To quote Bananarama, which I do quite often, it was a cruel cruel summer. Also, I heard a rumor, but that’s a topic for another post. The summer-that-wouldn’t-die finally did and it would appear that autumn has breezed right past us and we are headed straight into winter as we’re expecting our second freeze in as many weeks in just a couple of days. No matter, the earth’s crust has cooled, the rains have returned, and it has set the stage for seasonal planting.

This will be my second attempt at a fall/winter garden. I’m a bit more organized this year and have the beds grouped by cruciferous vegetables, leaf vegetables, and herbs. Some of the solid performers from last year; broccoli, cauliflower, chard, arugula and various types of lettuce, return. Against my better judgement I’m planting Brussels sprouts again (they were the size of marbles last year) because I really like them and want to be able to tell people, “These are MY Brussels sprouts Momofuko!” Kale didn’t make the cut this year (sorry, Karen).

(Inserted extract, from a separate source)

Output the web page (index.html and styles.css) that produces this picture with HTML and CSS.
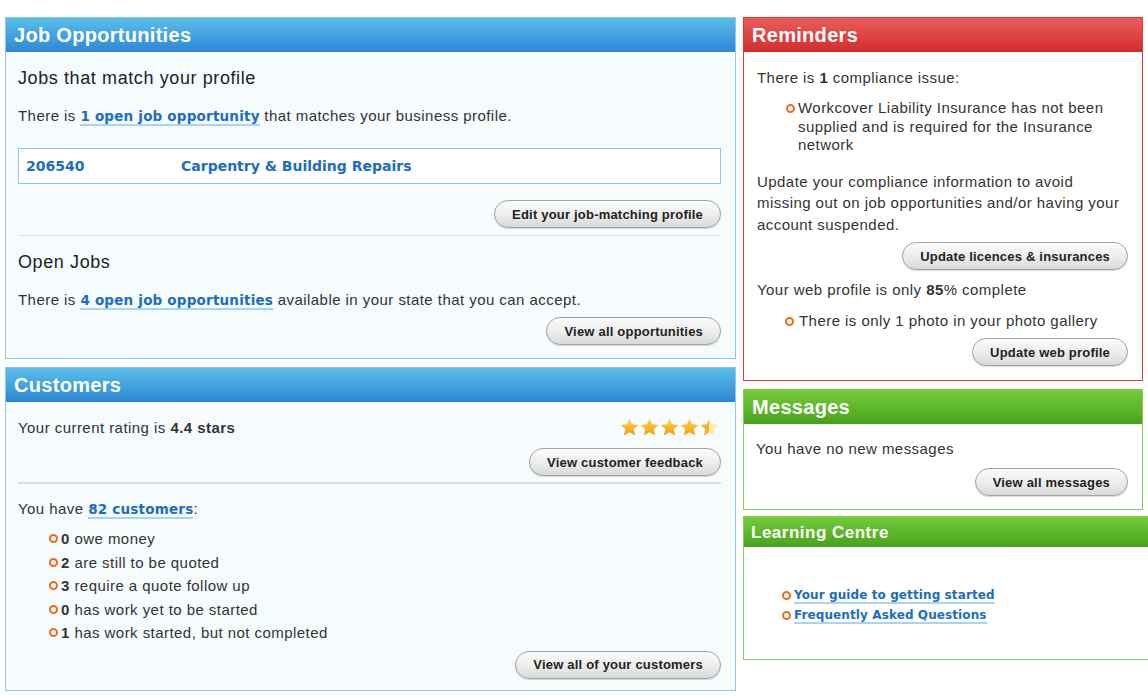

First time entries include Chinese cabbage, spinach, kohlrabi (mostly because I like saying it) and the one I’m most excited about, celery. Yes, I’m excited about CELERY.

I have extolled the virtues of gardening before. It isn’t just about growing your own food or even better, sharing your bountiful harvest with others. It’s a great lesson in managing the things we can control (types of plants, soil, fertilizer) and rolling with the things we can’t (weather, pests, critters). And if it results in the perfect garnish for a Bloody Mary then I’ll drink to that. Just make mine a virgin.

09.15.19

For an avid gardener like myself losing a plant, especially a tree, is both frustrating and a little sad. I find myself asking, “What did I do wrong? How did I fail you?” Putting aside for the moment that that probably says more about me than I care to own up to, it also reaffirms that some things are just out of our control.

I had a little olive tree that was planted by the builder who built my house three years ago. I say “little” but it was actually a pretty nice-sized tree at the time. The landscape designer who I work with estimated that it would retail for around $700. It was healthy and had a beautiful shape (not all olive trees do). It stood proudly by my front door and grew rapidly. It even produced a fair amount of olives though I never did realize my dream of pressing my own olive oil.

Then this past Spring something happened. Even though it bloomed and put on fruit, half the leaves began turning yellow and falling off. It did put on some new growth, but it was sparse. As summer set it in it began to lose the rest of its leaves making it easier for the mocking birds and opossums to eat the fruit that was still hanging on. Now it is, by all appearances, at death’s door. It’s worth noting that olive trees thrive in harsh climates so Austin Summers (which is my new dating profile name btw) are what they are used to unlike their human counterparts. I still hold out a smidgen of hope that once the weather cools down and we get some much needed rain it might be revived, but even if it does I fear it would never be the show piece that it was on the way to becoming.

So I’m a bit blue and my thumb is a little less green, but I shall rise up from the compost to garden another day. Plus, I now have a new online opening to try out: “Going out on a limb; Austin Summers seeks experienced arborist.”

02.14.21

I’ve said before that one of the lessons that gardening teaches us is to accept that some things are just flat out beyond our control and boy, Mother Nature is holding the master class on that subject this week. You can water during a drought to the point that you have to double check the decimal point on your utility bill. You can (responsibly) try to eradicate pests. You can build all kinds of elaborate barriers to prevent deer, squirrels, etc. from helping themselves to your precious crops before you do. And you can protect your plants from the cold. But when the temperature drops into single digits, and for extended periods of time, at some point you have to realize that you’ve lost the battle. And make no mistake, the loss this week will be tremendous for everyone.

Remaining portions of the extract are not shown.